Professor Al Creighton’s article in the Sunday Stabroek, May 20, 2018, `Guyana Carnival: a new imitative contrivance’ and the Stabroek News, Tuesday, May 22, 2018 news item `Imitation Carnival puts Guyana’s tradition at risk’, were pieces which should stir Guyanese consciousness. The Guyana Carnival is simply a carbon copy of an event that is celebrated in most Caribbean territories. It was conceptualized to primarily promote tourism and while that is a noble objective, the reality is, this ‘festival’ will be detrimental to our marquee February tradition in the long term.

Like many others, I have looked on in amazement at the volume of energy and enthusiasm displayed by the architects of this event and their corporate sponsors, to promote it.  Why isn’t the same level of energy and enthusiasm expended to help Mashramani evolve?  Even before reading Mr. Creighton’s piece, I was just baffled by this. It is quite sad when our premier festival is slowly being relegated by events of this nature.
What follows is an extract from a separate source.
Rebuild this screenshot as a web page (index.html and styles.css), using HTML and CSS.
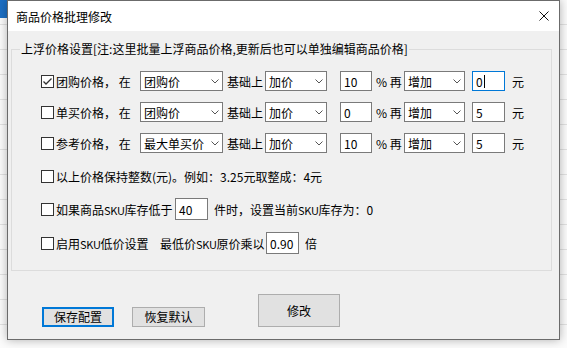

Mashramani, our festival, identifies us, it gives us individuality when compared to other Caribbean territories. What is being promoted as a ‘Carnival’ is just a charade to advertise parties and shows and adds nothing to our already rich and diverse culture.  Now, I am sure we will hear the same old rhetoric after this event, such as it being a resounding success, the plans to improve and expand it, etc.  Aside from being economically beneficial, what else does it offer our country?

Guyanese have been adopting some questionable foreign traditions over the years, most notably, J’ouvert, Halloween and now ‘Carnival’. The danger with adopting these traditions is that it gradually leads to a loss of cultural identity. This is one of the reasons why countries like Pakistan, Saudi Arabia, Iceland and Greece, just to name a few, don’t allow certain foreign traditions or activities to seep into their culture.

It seems that the intent is for this activity to become an annual one and with just two months separating Mashramani from the ‘Carnival’ activity, it will be quite interesting to see which event is given paramount attention.

I sincerely hope that our premier cultural festival will not be lost to the frivolous fervour of an imitation.